Elle était professeur de philosophie et avait du mal à trouver un sens à tout cela. Elle avait dû chercher, y réfléchir longtemps. Certains ont pu penser l’avoir aidée. Mais ils s’étaient trompés. Tous. Lui aussi, le garçon, comme elle l’appelait. Même l’amour n’aura rien changé.
Il a tenté alors de lui redonner une forme de vie, de la peindre en mouvement afin de « mieux (se) persuader… que le destin aurait pu tourner autrement, qu’il n’avait rien d’une fatalité, qu’il s’est joué à un cheveu… » Et ce petit livre nous la montre en vie, celle qui ressent « un écrasement généralisé, sans lieu, indolore », celle qui est « disparaissante ».
Elle est moulin à paroles, danse le tango jusque tard dans la nuit, mange et fume comme dix, se passionne pour l’œuvre de Thomas Bernhard, traîne dans les salles des ventes de Drouot, contemple la vie autour d’elle, ses voisins de bistrot, les passants dans la rue.

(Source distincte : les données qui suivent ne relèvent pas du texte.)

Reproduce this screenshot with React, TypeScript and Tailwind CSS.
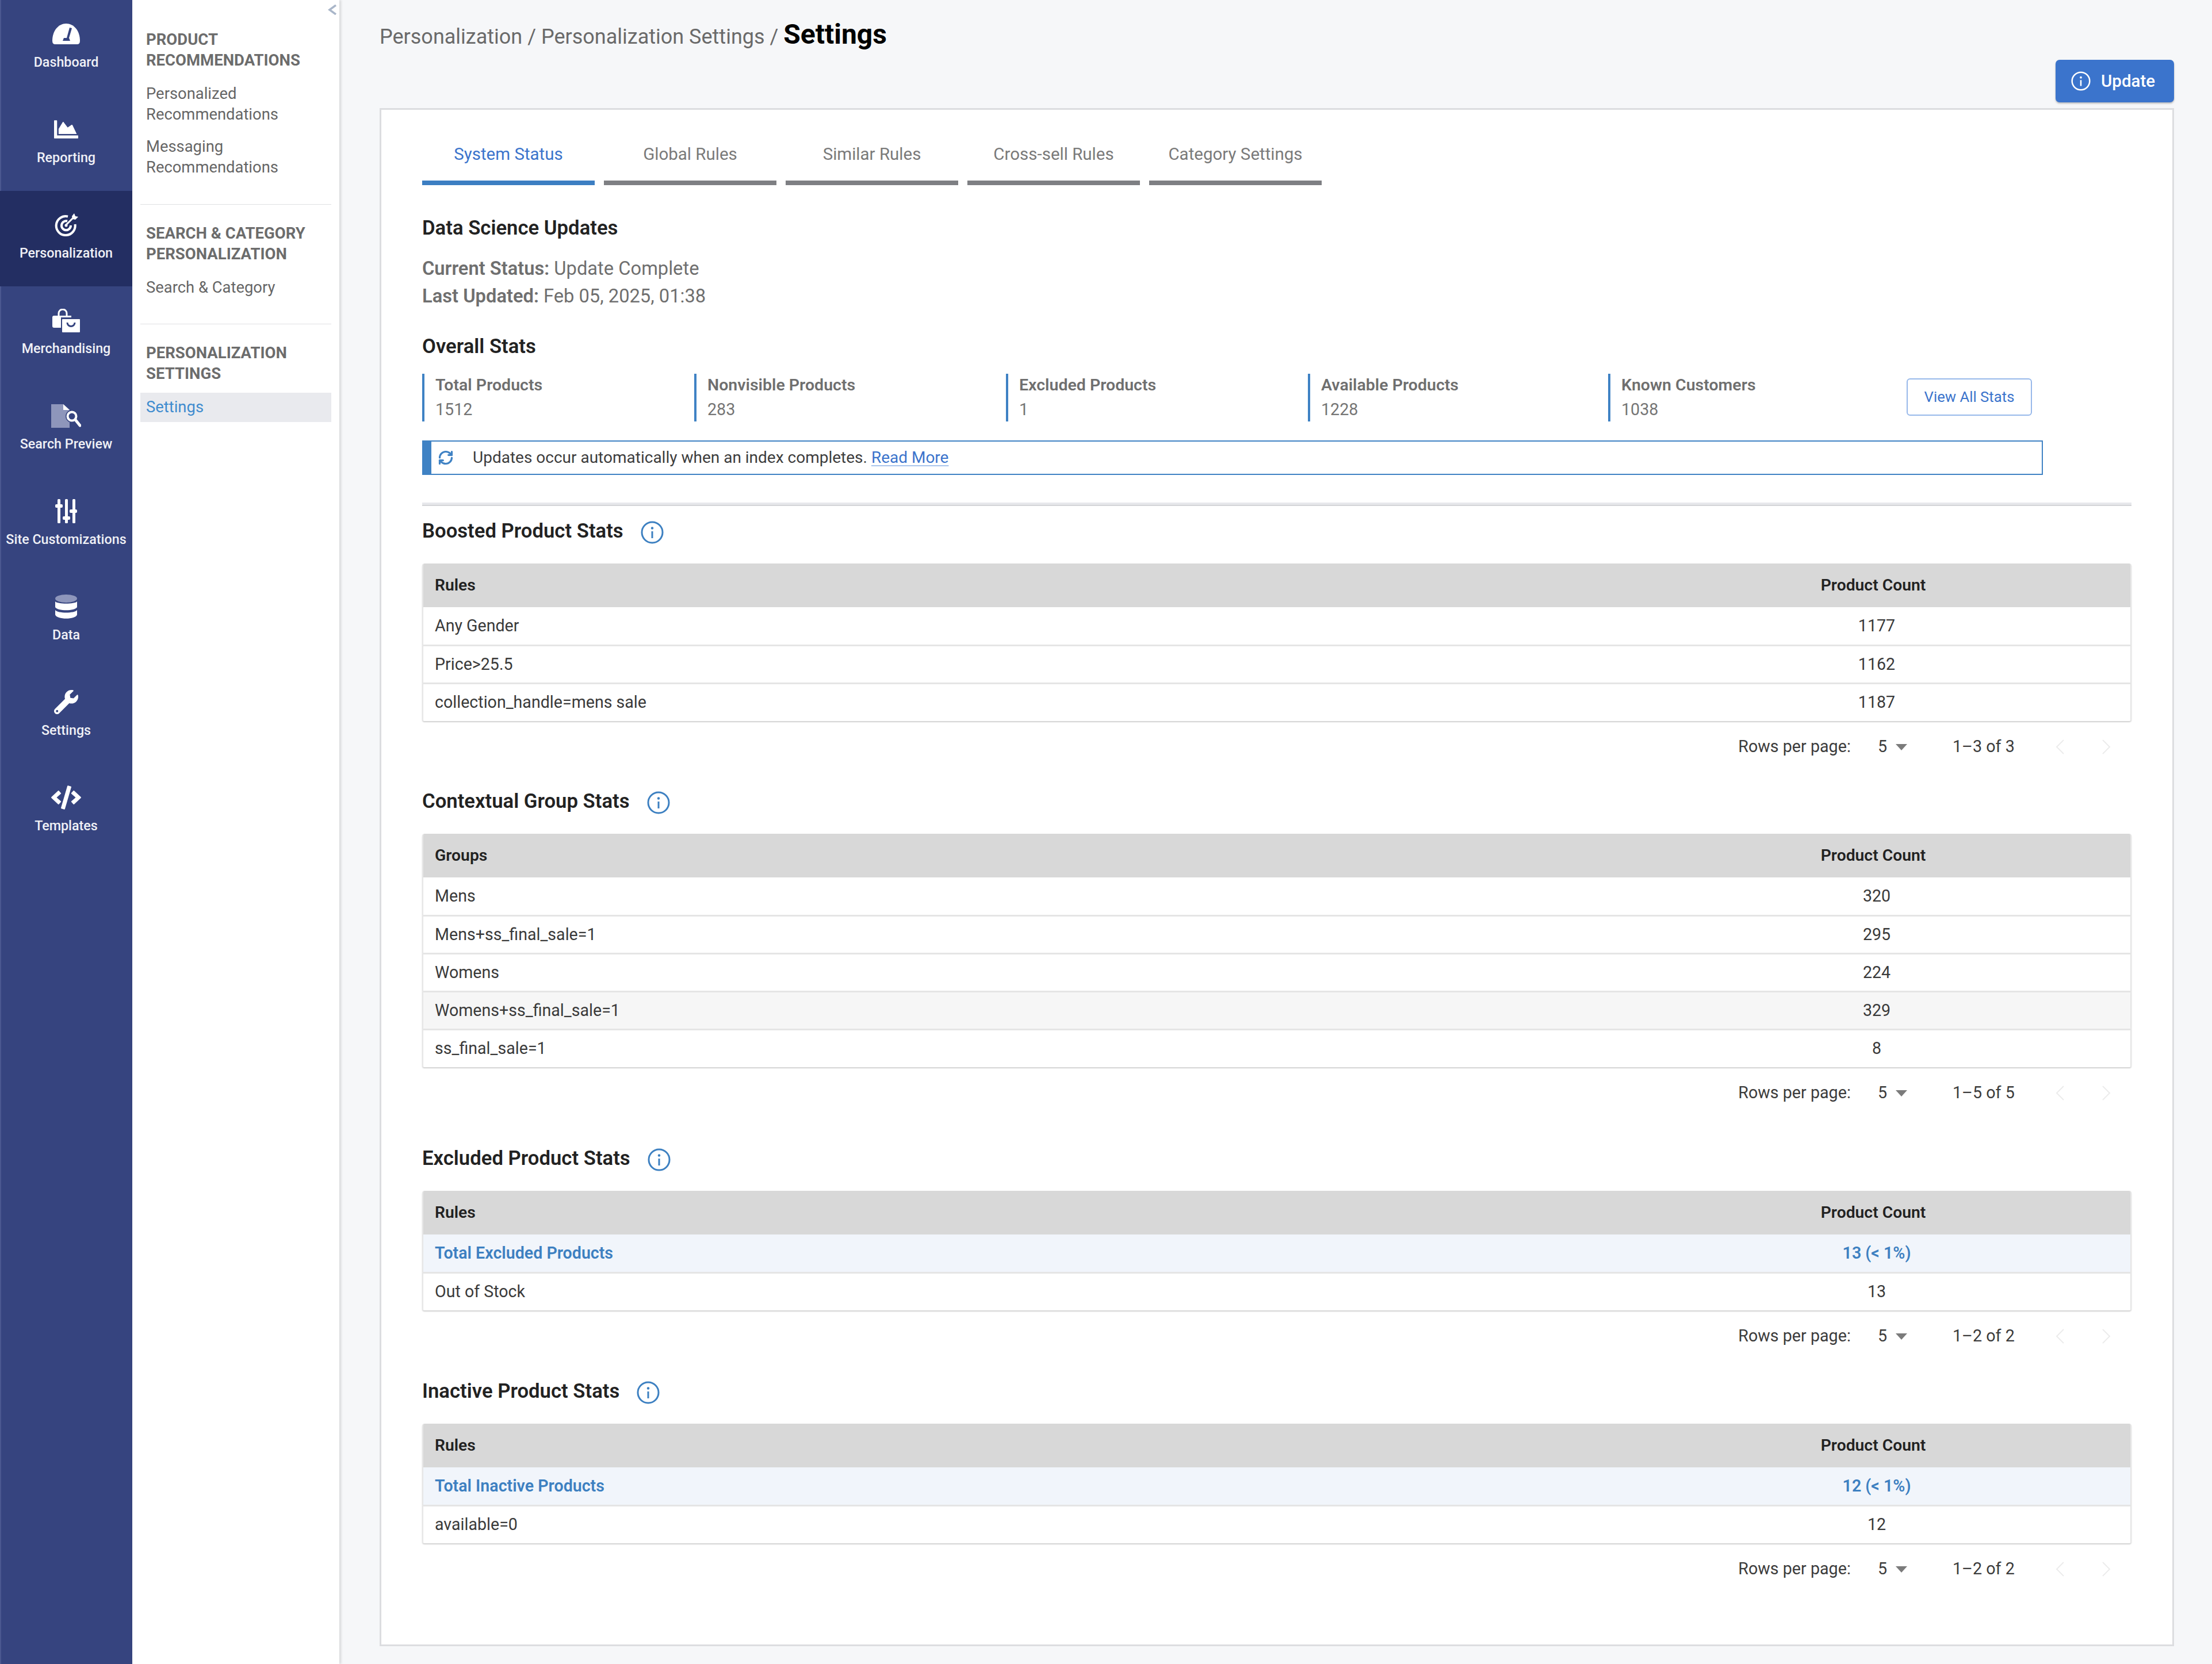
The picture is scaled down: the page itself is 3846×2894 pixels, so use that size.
import { RefreshCw } from "lucide-react";
import { FaChartArea, FaCode, FaWrench } from "react-icons/fa";

type Row = { label: string; count: string; total?: boolean; shade?: boolean };
type Section = {
  title: string;
  column: string;
  rows: Row[];
  range: string;
  gap: string;
};

const SECTIONS: Section[] = [
  {
    title: "Boosted Product Stats",
    column: "Rules",
    range: "1–3 of 3",
    gap: "mt-[19px]",
    rows: [
      { label: "Any Gender", count: "1177" },
      { label: "Price>25.5", count: "1162" },
      { label: "collection_handle=mens sale", count: "1187" },
    ],
  },
  {
    title: "Contextual Group Stats",
    column: "Groups",
    range: "1–5 of 5",
    gap: "mt-[45px]",
    rows: [
      { label: "Mens", count: "320" },
      { label: "Mens+ss_final_sale=1", count: "295" },
      { label: "Womens", count: "224" },
      { label: "Womens+ss_final_sale=1", count: "329", shade: true },
      { label: "ss_final_sale=1", count: "8" },
    ],
  },
  {
    title: "Excluded Product Stats",
    column: "Rules",
    range: "1–2 of 2",
    gap: "mt-[64px]",
    rows: [
      { label: "Total Excluded Products", count: "13 (< 1%)", total: true },
      { label: "Out of Stock", count: "13" },
    ],
  },
  {
    title: "Inactive Product Stats",
    column: "Rules",
    range: "1–2 of 2",
    gap: "mt-[46px]",
    rows: [
      { label: "Total Inactive Products", count: "12 (< 1%)", total: true },
      { label: "available=0", count: "12" },
    ],
  },
];

const STATS = [
  { label: "Total Products", value: "1512", width: "w-[473px]" },
  { label: "Nonvisible Products", value: "283", width: "w-[542px]" },
  { label: "Excluded Products", value: "1", width: "w-[525px]" },
  { label: "Available Products", value: "1228", width: "w-[522px]" },
  { label: "Known Customers", value: "1038", width: "w-[519px]" },
];

const TABS = ["System Status", "Global Rules", "Similar Rules", "Cross-sell Rules", "Category Settings"];

function DashboardIcon() {
  return (
    <svg width="48" height="36" viewBox="0 0 48 36">
      <path d="M5 36Q0 36 0 30C0 12 11 0 24 0C37 0 48 12 48 30Q48 36 43 36Z" fill="#fff" />
      <path d="M30 7L34 8L29 25L31 30H18L20 25H25Z" fill="#36447f" />
    </svg>
  );
}

function TargetIcon() {
  return (
    <svg width="42" height="40" viewBox="0 0 42 40" fill="none" stroke="#fff">
      <path d="M24 5.5A16.5 16.5 0 1 0 36.5 19" strokeWidth="4" />
      <path d="M23 13.5A8 8 0 1 0 29 21" strokeWidth="4" />
      <path d="M20 21L34 7" strokeWidth="3" />
      <path d="M31 5L35 0L37 5L42 6L37 11L32 10Z" fill="#fff" stroke="none" />
      <circle cx="21" cy="21" r="2.5" fill="#fff" stroke="none" />
    </svg>
  );
}

function BagsIcon() {
  return (
    <svg width="48" height="41" viewBox="0 0 48 41" fill="none">
      <path d="M11 12V8a7 7 0 0 1 14 0v4" stroke="#fff" strokeWidth="3" />
      <path d="M3 12H33V33H3Q0 33 0 30V15Q0 12 3 12Z" fill="#fff" />
      <rect x="15" y="15" width="33" height="26" fill="#36447f" />
      <rect x="17" y="18" width="31" height="23" rx="1" fill="#fff" />
      <path d="M26 24a6.500 6.500 0 0 0 13 0" stroke="#36447f" strokeWidth="3" />
    </svg>
  );
}

function FileSearchIcon() {
  return (
    <svg width="52" height="41" viewBox="0 0 52 41" fill="none">
      <path d="M0 0H21L32 10V41H0Z" fill="#8e96bb" />
      <path d="M21 0L32 10H21Z" fill="#fff" />
      <circle cx="36" cy="21" r="11" fill="#36447f" />
      <circle cx="36" cy="21" r="7.500" stroke="#fff" strokeWidth="4" />
      <path d="M42 27L50 37" stroke="#fff" strokeWidth="5" strokeLinecap="round" />
    </svg>
  );
}

function SlidersIcon() {
  return (
    <svg width="38" height="42" viewBox="0 0 38 42" fill="#fff">
      <rect x="4" y="0" width="5" height="42" rx="1.500" />
      <rect x="0" y="9" width="13" height="6" rx="2" />
      <rect x="17" y="0" width="5" height="42" rx="1.500" />
      <rect x="13" y="30" width="13" height="6" rx="2" />
      <rect x="30" y="0" width="5" height="42" rx="1.500" />
      <rect x="25" y="18" width="13" height="6" rx="2" />
    </svg>
  );
}

function DatabaseIcon() {
  return (
    <svg width="38" height="42" viewBox="0 0 38 42">
      <ellipse cx="19" cy="7" rx="19" ry="7" fill="#8e96bb" />
      <path d="M0 12C4 17 34 17 38 12V22C34 29 4 29 0 22Z" fill="#fff" />
      <path d="M0 27C4 33 34 33 38 27V35C36 44 2 44 0 35Z" fill="#fff" />
    </svg>
  );
}

const NAV = [
  { label: "Dashboard", icon: <DashboardIcon /> },
  { label: "Reporting", icon: <FaChartArea className="w-[42px] h-[42px] text-white" /> },
  { label: "Personalization", icon: <TargetIcon />, active: true },
  { label: "Merchandising", icon: <BagsIcon /> },
  { label: "Search Preview", icon: <FileSearchIcon /> },
  { label: "Site Customizations", icon: <SlidersIcon /> },
  { label: "Data", icon: <DatabaseIcon /> },
  { label: "Settings", icon: <FaWrench className="w-[42px] h-[42px] text-white" /> },
  { label: "Templates", icon: <FaCode className="w-[52px] h-[42px] text-white" /> },
];

function InfoIcon({ size, color }: { size: number; color: string }) {
  return (
    <svg width={size} height={size} viewBox="0 0 40 40" fill="none">
      <circle cx="20" cy="20" r="18" stroke={color} strokeWidth="3" />
      <circle cx="20" cy="12.500" r="2.200" fill={color} />
      <rect x="18.500" y="18" width="3" height="12" fill={color} />
    </svg>
  );
}

function PanelHeading({ children, className = "" }: { children: React.ReactNode; className?: string }) {
  return <div className={`pl-[10px] text-[27.5px] leading-[36px] font-bold text-[#6c6c6c] ${className}`}>{children}</div>;
}

function PanelLink({ children, className = "" }: { children: React.ReactNode; className?: string }) {
  return <div className={`pl-[10px] text-[27.4px] leading-[36px] text-[#666666] ${className}`}>{children}</div>;
}

function Pagination({ range }: { range: string }) {
  return (
    <div className="mt-[20px] h-[50px] flex items-center justify-end text-[28.700px] text-[#3c3c3c]">
      <span>Rows per page:</span>
      <span className="ml-[47px]">5</span>
      <svg className="ml-[15px] mr-[79px]" width="20" height="11" viewBox="0 0 20 11">
        <path d="M0 0H20L10 11Z" fill="#7b7b7b" />
      </svg>
      <span className="w-[107px] whitespace-nowrap">{range}</span>
      <div className="flex ml-[40px] mr-[4px]">
        <div className="w-[80px] flex justify-center">
          <svg width="16" height="28" viewBox="0 0 16 28" fill="none">
            <path d="M14 2L2 14L14 26" stroke="#ececec" strokeWidth="2" />
          </svg>
        </div>
        <div className="w-[80px] flex justify-center">
          <svg width="16" height="28" viewBox="0 0 16 28" fill="none">
            <path d="M2 2L14 14L2 26" stroke="#ececec" strokeWidth="2" />
          </svg>
        </div>
      </div>
    </div>
  );
}

function StatsSection({ section }: { section: Section }) {
  return (
    <section className={section.gap}>
      <div className="h-[48px] flex items-center">
        <h2 className="text-[34.700px] font-semibold text-[#222222] whitespace-nowrap">{section.title}</h2>
        <span className="ml-[30px] mt-[6px]">
          <InfoIcon size={40} color="#3d80c1" />
        </span>
      </div>
      <div className="mt-[33px] rounded-[4px] overflow-hidden shadow-[0_2px_2px_rgba(0,0,0,0.18)] border-x-2 border-[#e6e6e6]">
        <table className="w-full table-fixed text-[28.600px]">
          <colgroup>
            <col />
            <col className="w-[632px]" />
          </colgroup>
          <thead className="bg-[#d8d8d8]">
            <tr className="h-[76px] text-[28.300px] text-[#222222]">
              <th className="pl-[20px] text-left font-semibold">{section.column}</th>
              <th className="pr-[262px] text-center font-semibold">Product Count</th>
            </tr>
          </thead>
          <tbody>
            {section.rows.map((r) => (
              <tr
                key={r.label}
                className={`h-[66px] border-b-[3px] border-[#e5e5e5] last:border-b-0 ${
                  r.total ? "bg-[#f1f5fb] text-[#3d80c1] font-semibold" : r.shade ? "bg-[#f6f6f6] text-[#3a3a3a]" : "bg-white text-[#3a3a3a]"
                }`}
              >
                <td className="pl-[20px]">{r.label}</td>
                <td className="pr-[262px] pl-[12px] text-center">{r.count}</td>
              </tr>
            ))}
          </tbody>
        </table>
      </div>
      <Pagination range={section.range} />
    </section>
  );
}

export default function App() {
  return (
    <div className="w-[3846px] h-[2894px] overflow-hidden flex bg-[#f6f7f9] font-[Roboto,sans-serif]">
      <nav className="w-[230px] shrink-0 bg-[#36447f] border-l-2 border-[#4b5890]">
        {NAV.map((n) => (
          <div key={n.label} className={`h-[166px] -ml-[2px] pt-[35px] flex flex-col items-center ${n.active ? "bg-[#232e62]" : ""}`}>
            <div className="h-[48px] flex items-center justify-center">{n.icon}</div>
            <div className="mt-[12px] text-[23.300px] leading-[26px] font-medium text-[#f0f1f6] whitespace-nowrap">{n.label}</div>
          </div>
        ))}
      </nav>

      <aside className="relative w-[360px] shrink-0 bg-white px-[14px] pt-[51px] shadow-[3px_0_4px_rgba(0,0,0,0.12)]">
        <svg className="absolute top-[8px] left-[340px]" width="16" height="18" viewBox="0 0 16 18" fill="none">
          <path d="M14 1L3 9L14 17" stroke="#a9b6c9" strokeWidth="3.500" />
        </svg>
        <PanelHeading>PRODUCT<br />RECOMMENDATIONS</PanelHeading>
        <PanelLink className="mt-[22px]">Personalized<br />Recommendations</PanelLink>
        <PanelLink className="mt-[20px]">Messaging<br />Recommendations</PanelLink>
        <div className="mt-[46px] h-[1px] bg-[#dfe0e3]" />
        <PanelHeading className="mt-[32px]">SEARCH &amp; CATEGORY<br />PERSONALIZATION</PanelHeading>
        <PanelLink className="mt-[22px]">Search &amp; Category</PanelLink>
        <div className="mt-[45px] h-[1px] bg-[#dfe0e3]" />
        <PanelHeading className="mt-[32px]">PERSONALIZATION<br />SETTINGS</PanelHeading>
        <div className="mt-[15px] h-[51px] pl-[10px] flex items-center bg-[#e9eaee] text-[27.400px] text-[#3f8ccf]">Settings</div>
      </aside>

      <main className="flex-1 pl-[70px] pr-[66px]">
        <div className="h-[104px] pt-[30px] flex items-baseline text-[36px] leading-[60px] text-[#6a6a6a] whitespace-pre">
          <span>Personalization / Personalization Settings / </span>
          <span className="text-[48px] font-bold text-black">Settings</span>
        </div>
        <div className="flex justify-end">
          <button className="w-[206px] h-[74px] pl-[27px] flex items-center gap-[18px] rounded-[7px] bg-[#3b74cc] text-white text-[29.500px] font-medium shadow-[0_2px_3px_rgba(0,0,0,0.25)]">
            <InfoIcon size={34} color="#ffffff" />
            Update
          </button>
        </div>

        <div className="mt-[10px] h-[2675px] bg-white border-[3px] border-[#dcdde0] pl-[71px] pr-[71px] pt-[39px]">
          <div className="flex gap-[16px]">
            {TABS.map((t, i) => (
              <div
                key={t}
                className={`w-[300px] h-[92px] pb-2 flex items-center justify-center border-b-[8px] text-[29.500px] ${
                  i === 0 ? "border-[#3c7ec2] text-[#3b74cc]" : "border-[#7e7f83] text-[#7a7a7a]"
                }`}
              >
                {t}
              </div>
            ))}
          </div>

          <h2 className="mt-[50px] text-[34.700px] leading-[48px] font-semibold text-[#222222]">Data Science Updates</h2>
          <div className="mt-[23px] text-[32.700px] leading-[48px] text-[#6f6f6f]">
            <div><span className="font-semibold">Current Status:</span> Update Complete</div>
            <div><span className="font-semibold">Last Updated:</span> Feb 05, 2025, 01:38</div>
          </div>

          <h2 className="mt-[39px] text-[34.700px] leading-[48px] font-semibold text-[#222222]">Overall Stats</h2>
          <div className="mt-[24px] flex items-start">
            {STATS.map((s) => (
              <div key={s.label} className={`${s.width} h-[83px] pl-[19px] border-l-[4px] border-[#3f82c4]`}>
                <div className="leading-[40px] text-[28.500px] font-semibold text-[#6f6f6f]">{s.label}</div>
                <div className="mt-[1px] leading-[42px] text-[28.700px] text-[#757575]">{s.value}</div>
              </div>
            ))}
            <button className="mt-[8px] w-[218px] h-[65px] rounded-[6px] border-2 border-[#97b8ea] text-[25.700px] text-[#3b74cc]">View All Stats</button>
          </div>

          <div className="mt-[33px] w-[2818px] h-[60px] flex items-center border-2 border-l-[16px] border-[#3f82c4] text-[28px] text-[#3d3d3d]">
            <RefreshCw className="ml-[11px] text-[#3f82c4]" size={28} strokeWidth={2.75} />
            <span className="ml-[33px]">Updates occur automatically when an index completes.&nbsp;</span>
            <a className="text-[#3b74cc] underline decoration-[#a9c4ec] underline-offset-4">Read More</a>
          </div>

          <div className="mt-[48px] h-[6px] bg-[#e7e8eb] border-b-2 border-[#d3d4d8]" />

          {SECTIONS.map((s) => (
            <StatsSection key={s.title} section={s} />
          ))}
        </div>
      </main>
    </div>
  );
}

Elle venait de « tomber très fort dans Polnareff » disait le dernier SMS qu’il avait reçu d’elle, « relique digitale » qu’il a effacée, par erreur. Mais rien ne l’a retenue.
Alors, pour tenter de l’empêcher de disparaître définitivement, Grégory Cingal puise dans les mots : ils ne sont pas forcément justes, ils mentent et déforment souvent, sont impuissants à traduire l’immense douleur, mais ils sont là et cet « émiettement verbal » vaut « peut-être mieux, au bout du compte, que la blancheur abyssale de l’oubli. »
Un très beau texte sensible et fin dont l’écriture précise, ciselée traduit la peur de l’oubli, de la disparition, de l’extinction dirait Thomas Bernhard.
Grégory Cingal livre ici un portrait fragmenté - parce que les mots ne peuvent tout dire, ni recréer un être de toutes pièces - de celle qui a été sa compagne pendant dix ans, s’interrogeant sur le rôle de l’écriture dans cette lutte contre l’absence, la disparition et se révoltant contre l’impossibilité d’évoquer l’être aimé sans parler de soi-même, comme si l’auteur devenait l’ombre incontournable et ineffaçable de celle qu’il a aimée, le tuteur désormais obligé et nécessaire de la femme qui ne peut maintenant avancer toute seule et qui n’existe, dorénavant, qu’à travers l’autre.